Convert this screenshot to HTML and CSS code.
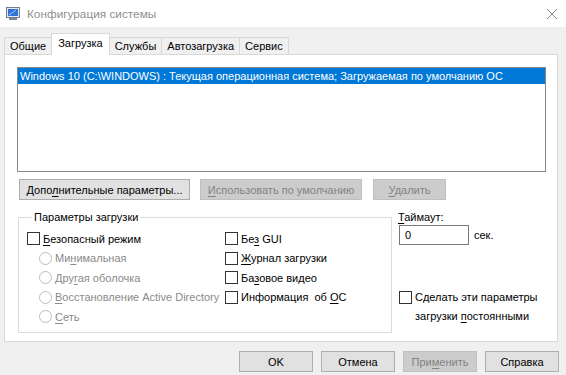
FILE: index.html
```html
<!DOCTYPE html>
<html lang="ru">
<head>
    <meta charset="UTF-8">
    <title>Конфигурация системы</title>
    <link rel="stylesheet" href="styles.css">
</head>
<body>

    <!-- Title bar -->
    <div class="titlebar">
        <svg class="app-icon" viewBox="0 0 14 13">
            <rect x="0.5" y="0.5" width="13" height="10" fill="#e3e7ee" stroke="#6f7d93"/>
            <rect x="2" y="2" width="10" height="7" fill="#2f72d8"/>
            <path d="M3 8 L10 3" stroke="#a8ccff" stroke-width="1"/>
            <rect x="3" y="11" width="8" height="2" fill="#7d8798"/>
        </svg>
        <span class="title">Конфигурация системы</span>
        <svg class="close" viewBox="0 0 10 10">
            <path d="M0 0 L10 10 M10 0 L0 10" stroke="#8c8c8c" stroke-width="1"/>
        </svg>
    </div>

    <!-- Tabs -->
    <div class="tabs">
        <div class="tab">Общие</div>
        <div class="tab active">Загрузка</div>
        <div class="tab">Службы</div>
        <div class="tab">Автозагрузка</div>
        <div class="tab">Сервис</div>
    </div>

    <div class="panel">
        <div class="os-list">
            <div class="os-item selected">Windows 10 (C:\WINDOWS) : Текущая операционная система; Загружаемая по умолчанию ОС</div>
        </div>

        <div class="list-buttons">
            <button class="btn advanced">Допо<u>л</u>нительные параметры...</button>
            <button class="btn default-btn" disabled><u>И</u>спользовать по умолчанию</button>
            <button class="btn delete-btn" disabled><u>У</u>далить</button>
        </div>

        <div class="boot-area">
            <fieldset class="boot-options">
                <legend>Параметры загрузки</legend>
                <div class="opt-cols">
                    <div class="opt-col first">
                        <div class="opt"><span class="box"></span><span><u>Б</u>езопасный режим</span></div>
                        <div class="opt radio disabled"><span class="dot"></span><span>Ми<u>н</u>имальная</span></div>
                        <div class="opt radio disabled"><span class="dot"></span><span>Дру<u>г</u>ая оболочка</span></div>
                        <div class="opt radio disabled"><span class="dot"></span><span><u>В</u>осстановление Active Directory</span></div>
                        <div class="opt radio disabled"><span class="dot"></span><span><u>С</u>еть</span></div>
                    </div>
                    <div class="opt-col">
                        <div class="opt"><span class="box"></span><span>Бе<u>з</u> GUI</span></div>
                        <div class="opt"><span class="box"></span><span><u>Ж</u>урнал загрузки</span></div>
                        <div class="opt"><span class="box"></span><span>Ба<u>з</u>овое видео</span></div>
                        <div class="opt"><span class="box"></span><span>Информация&nbsp; об <u>О</u>С</span></div>
                    </div>
                </div>
            </fieldset>

            <div class="timeout">
                <div class="timeout-label"><u>Т</u>аймаут:</div>
                <div class="timeout-row">
                    <span class="field">0</span>
                    <span class="unit">сек.</span>
                </div>
                <div class="permanent">
                    <span class="box"></span>
                    <span>Сделать эти параметры<br>загрузки <u>п</u>остоянными</span>
                </div>
            </div>
        </div>
    </div>

    <!-- Dialog buttons -->
    <div class="footer">
        <button class="btn">OK</button>
        <button class="btn">Отмена</button>
        <button class="btn" disabled>При<u>м</u>енить</button>
        <button class="btn">Справка</button>
    </div>

</body>
</html>
```

FILE: styles.css
```css
* {
    margin: 0;
    padding: 0;
    box-sizing: border-box;
}

html, body {
    height: 100%;
}

body {
    font-family: 'Liberation Sans', Arial, sans-serif;
    font-size: 11px;
    color: #000;
    background-color: #f0f0f0;
    overflow: hidden;
}

u {
    text-decoration: underline;
    text-underline-offset: 2px;
}

/* Title bar */
.titlebar {
    height: 27px;
    background-color: #fff;
    display: flex;
    align-items: center;
    padding: 0 9px 0 6px;
}

.app-icon {
    width: 14px;
    height: 13px;
    margin-right: 7px;
}

.title {
    flex: 1;
    font-size: 11.8px;
    color: #8f8f8f;
}

.close {
    width: 10px;
    height: 10px;
}

/* Tabs */
.tabs {
    display: flex;
    align-items: flex-end;
    height: 27px;
    padding-left: 5px;
}

.tab {
    height: 17px;
    line-height: 16px;
    padding: 0 5px;
    border: 1px solid #d9d9d9;
    border-bottom: none;
    margin-left: -1px;
    background-color: #f0f0f0;
}

.tab.active {
    height: 22px;
    line-height: 18px;
    margin-bottom: -1px;
    padding: 0 6px;
    background-color: #fff;
    position: relative;
    z-index: 1;
}

.panel {
    height: 288px;
    margin: 0 8px 0 4px;
    padding: 12px 11px 0 12px;
    background-color: #fff;
    border: 1px solid #d9d9d9;
}

/* OS list */
.os-list {
    height: 105px;
    border: 1px solid #828790;
    background-color: #fff;
}

.os-item {
    height: 16px;
    line-height: 16px;
    padding-left: 2px;
    white-space: nowrap;
}

.os-item.selected {
    background-color: #0078d7;
    color: #fff;
}

/* Buttons */
.btn {
    height: 21px;
    font-family: inherit;
    font-size: 11px;
    color: #000;
    background-color: #e1e1e1;
    border: 1px solid #adadad;
    white-space: nowrap;
}

.btn:disabled {
    color: #838383;
    background-color: #cccccc;
    border-color: #bfbfbf;
}

.list-buttons {
    display: flex;
    gap: 10px;
    margin-top: 7px;
    padding-left: 2px;
}

.advanced { width: 171px; }
.default-btn { width: 162px; }
.delete-btn { width: 73px; margin-left: 1px; }

/* Boot options */
.boot-area {
    display: flex;
    margin-top: 9px;
    padding-left: 1px;
}

.boot-options {
    width: 374px;
    height: 124px;
    border: 1px solid #dcdcdc;
    padding: 0 8px;
}

.boot-options legend {
    margin-left: 5px;
    padding: 0 2px;
    line-height: 16px;
}

.opt-cols {
    display: flex;
    margin-top: 4px;
}

.opt-col.first {
    width: 198px;
}

.opt {
    display: flex;
    align-items: center;
    height: 19.5px;
    white-space: nowrap;
}

.box {
    width: 13px;
    height: 13px;
    border: 1px solid #333;
    background-color: #fff;
    margin-right: 3px;
    flex-shrink: 0;
}

.opt.radio {
    margin-left: 12px;
}

.dot {
    width: 13px;
    height: 13px;
    border: 1px solid #bcbcbc;
    border-radius: 50%;
    background-color: #fff;
    margin-right: 3px;
    flex-shrink: 0;
}

.opt.disabled {
    color: #8a8a8a;
}

/* Timeout column */
.timeout {
    flex: 1;
    margin-left: 6px;
    white-space: nowrap;
}

.timeout-label {
    line-height: 16px;
}

.timeout-row {
    display: flex;
    align-items: center;
}

.field {
    width: 70px;
    height: 20px;
    line-height: 18px;
    margin-left: 1px;
    padding-left: 5px;
    border: 1px solid #7a7a7a;
}

.unit {
    margin-left: 5px;
}

.permanent {
    display: flex;
    align-items: flex-start;
    margin-top: 43px;
    margin-left: 1px;
    line-height: 19px;
}

.permanent .box {
    margin-top: 3px;
}

/* Footer */
.footer {
    display: flex;
    justify-content: flex-end;
    gap: 8px;
    padding: 9px 7px 0 0;
}

.footer .btn {
    width: 74px;
}
```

-----

• SET TASK:
Write out each line of the data exactly; the images should be left out.

• WRITTEN RESPONSE:
Convert this screenshot to HTML and CSS code.
FILE: index.html
```html
<!DOCTYPE html>
<html lang="ru">
<head>
    <meta charset="UTF-8">
    <title>Конфигурация системы</title>
    <link rel="stylesheet" href="styles.css">
</head>
<body>

    <!-- Title bar -->
    <div class="titlebar">
        <svg class="app-icon" viewBox="0 0 14 13">
            <rect x="0.5" y="0.5" width="13" height="10" fill="#e3e7ee" stroke="#6f7d93"/>
            <rect x="2" y="2" width="10" height="7" fill="#2f72d8"/>
            <path d="M3 8 L10 3" stroke="#a8ccff" stroke-width="1"/>
            <rect x="3" y="11" width="8" height="2" fill="#7d8798"/>
        </svg>
        <span class="title">Конфигурация системы</span>
        <svg class="close" viewBox="0 0 10 10">
            <path d="M0 0 L10 10 M10 0 L0 10" stroke="#8c8c8c" stroke-width="1"/>
        </svg>
    </div>

    <!-- Tabs -->
    <div class="tabs">
        <div class="tab">Общие</div>
        <div class="tab active">Загрузка</div>
        <div class="tab">Службы</div>
        <div class="tab">Автозагрузка</div>
        <div class="tab">Сервис</div>
    </div>

    <div class="panel">
        <div class="os-list">
            <div class="os-item selected">Windows 10 (C:\WINDOWS) : Текущая операционная система; Загружаемая по умолчанию ОС</div>
        </div>

        <div class="list-buttons">
            <button class="btn advanced">Допо<u>л</u>нительные параметры...</button>
            <button class="btn default-btn" disabled><u>И</u>спользовать по умолчанию</button>
            <button class="btn delete-btn" disabled><u>У</u>далить</button>
        </div>

        <div class="boot-area">
            <fieldset class="boot-options">
                <legend>Параметры загрузки</legend>
                <div class="opt-cols">
                    <div class="opt-col first">
                        <div class="opt"><span class="box"></span><span><u>Б</u>езопасный режим</span></div>
                        <div class="opt radio disabled"><span class="dot"></span><span>Ми<u>н</u>имальная</span></div>
                        <div class="opt radio disabled"><span class="dot"></span><span>Дру<u>г</u>ая оболочка</span></div>
                        <div class="opt radio disabled"><span class="dot"></span><span><u>В</u>осстановление Active Directory</span></div>
                        <div class="opt radio disabled"><span class="dot"></span><span><u>С</u>еть</span></div>
                    </div>
                    <div class="opt-col">
                        <div class="opt"><span class="box"></span><span>Бе<u>з</u> GUI</span></div>
                        <div class="opt"><span class="box"></span><span><u>Ж</u>урнал загрузки</span></div>
                        <div class="opt"><span class="box"></span><span>Ба<u>з</u>овое видео</span></div>
                        <div class="opt"><span class="box"></span><span>Информация&nbsp; об <u>О</u>С</span></div>
                    </div>
                </div>
            </fieldset>

            <div class="timeout">
                <div class="timeout-label"><u>Т</u>аймаут:</div>
                <div class="timeout-row">
                    <span class="field">0</span>
                    <span class="unit">сек.</span>
                </div>
                <div class="permanent">
                    <span class="box"></span>
                    <span>Сделать эти параметры<br>загрузки <u>п</u>остоянными</span>
                </div>
            </div>
        </div>
    </div>

    <!-- Dialog buttons -->
    <div class="footer">
        <button class="btn">OK</button>
        <button class="btn">Отмена</button>
        <button class="btn" disabled>При<u>м</u>енить</button>
        <button class="btn">Справка</button>
    </div>

</body>
</html>
```

FILE: styles.css
```css
* {
    margin: 0;
    padding: 0;
    box-sizing: border-box;
}

html, body {
    height: 100%;
}

body {
    font-family: 'Liberation Sans', Arial, sans-serif;
    font-size: 11px;
    color: #000;
    background-color: #f0f0f0;
    overflow: hidden;
}

u {
    text-decoration: underline;
    text-underline-offset: 2px;
}

/* Title bar */
.titlebar {
    height: 27px;
    background-color: #fff;
    display: flex;
    align-items: center;
    padding: 0 9px 0 6px;
}

.app-icon {
    width: 14px;
    height: 13px;
    margin-right: 7px;
}

.title {
    flex: 1;
    font-size: 11.8px;
    color: #8f8f8f;
}

.close {
    width: 10px;
    height: 10px;
}

/* Tabs */
.tabs {
    display: flex;
    align-items: flex-end;
    height: 27px;
    padding-left: 5px;
}

.tab {
    height: 17px;
    line-height: 16px;
    padding: 0 5px;
    border: 1px solid #d9d9d9;
    border-bottom: none;
    margin-left: -1px;
    background-color: #f0f0f0;
}

.tab.active {
    height: 22px;
    line-height: 18px;
    margin-bottom: -1px;
    padding: 0 6px;
    background-color: #fff;
    position: relative;
    z-index: 1;
}

.panel {
    height: 288px;
    margin: 0 8px 0 4px;
    padding: 12px 11px 0 12px;
    background-color: #fff;
    border: 1px solid #d9d9d9;
}

/* OS list */
.os-list {
    height: 105px;
    border: 1px solid #828790;
    background-color: #fff;
}

.os-item {
    height: 16px;
    line-height: 16px;
    padding-left: 2px;
    white-space: nowrap;
}

.os-item.selected {
    background-color: #0078d7;
    color: #fff;
}

/* Buttons */
.btn {
    height: 21px;
    font-family: inherit;
    font-size: 11px;
    color: #000;
    background-color: #e1e1e1;
    border: 1px solid #adadad;
    white-space: nowrap;
}

.btn:disabled {
    color: #838383;
    background-color: #cccccc;
    border-color: #bfbfbf;
}

.list-buttons {
    display: flex;
    gap: 10px;
    margin-top: 7px;
    padding-left: 2px;
}

.advanced { width: 171px; }
.default-btn { width: 162px; }
.delete-btn { width: 73px; margin-left: 1px; }

/* Boot options */
.boot-area {
    display: flex;
    margin-top: 9px;
    padding-left: 1px;
}

.boot-options {
    width: 374px;
    height: 124px;
    border: 1px solid #dcdcdc;
    padding: 0 8px;
}

.boot-options legend {
    margin-left: 5px;
    padding: 0 2px;
    line-height: 16px;
}

.opt-cols {
    display: flex;
    margin-top: 4px;
}

.opt-col.first {
    width: 198px;
}

.opt {
    display: flex;
    align-items: center;
    height: 19.5px;
    white-space: nowrap;
}

.box {
    width: 13px;
    height: 13px;
    border: 1px solid #333;
    background-color: #fff;
    margin-right: 3px;
    flex-shrink: 0;
}

.opt.radio {
    margin-left: 12px;
}

.dot {
    width: 13px;
    height: 13px;
    border: 1px solid #bcbcbc;
    border-radius: 50%;
    background-color: #fff;
    margin-right: 3px;
    flex-shrink: 0;
}

.opt.disabled {
    color: #8a8a8a;
}

/* Timeout column */
.timeout {
    flex: 1;
    margin-left: 6px;
    white-space: nowrap;
}

.timeout-label {
    line-height: 16px;
}

.timeout-row {
    display: flex;
    align-items: center;
}

.field {
    width: 70px;
    height: 20px;
    line-height: 18px;
    margin-left: 1px;
    padding-left: 5px;
    border: 1px solid #7a7a7a;
}

.unit {
    margin-left: 5px;
}

.permanent {
    display: flex;
    align-items: flex-start;
    margin-top: 43px;
    margin-left: 1px;
    line-height: 19px;
}

.permanent .box {
    margin-top: 3px;
}

/* Footer */
.footer {
    display: flex;
    justify-content: flex-end;
    gap: 8px;
    padding: 9px 7px 0 0;
}

.footer .btn {
    width: 74px;
}
```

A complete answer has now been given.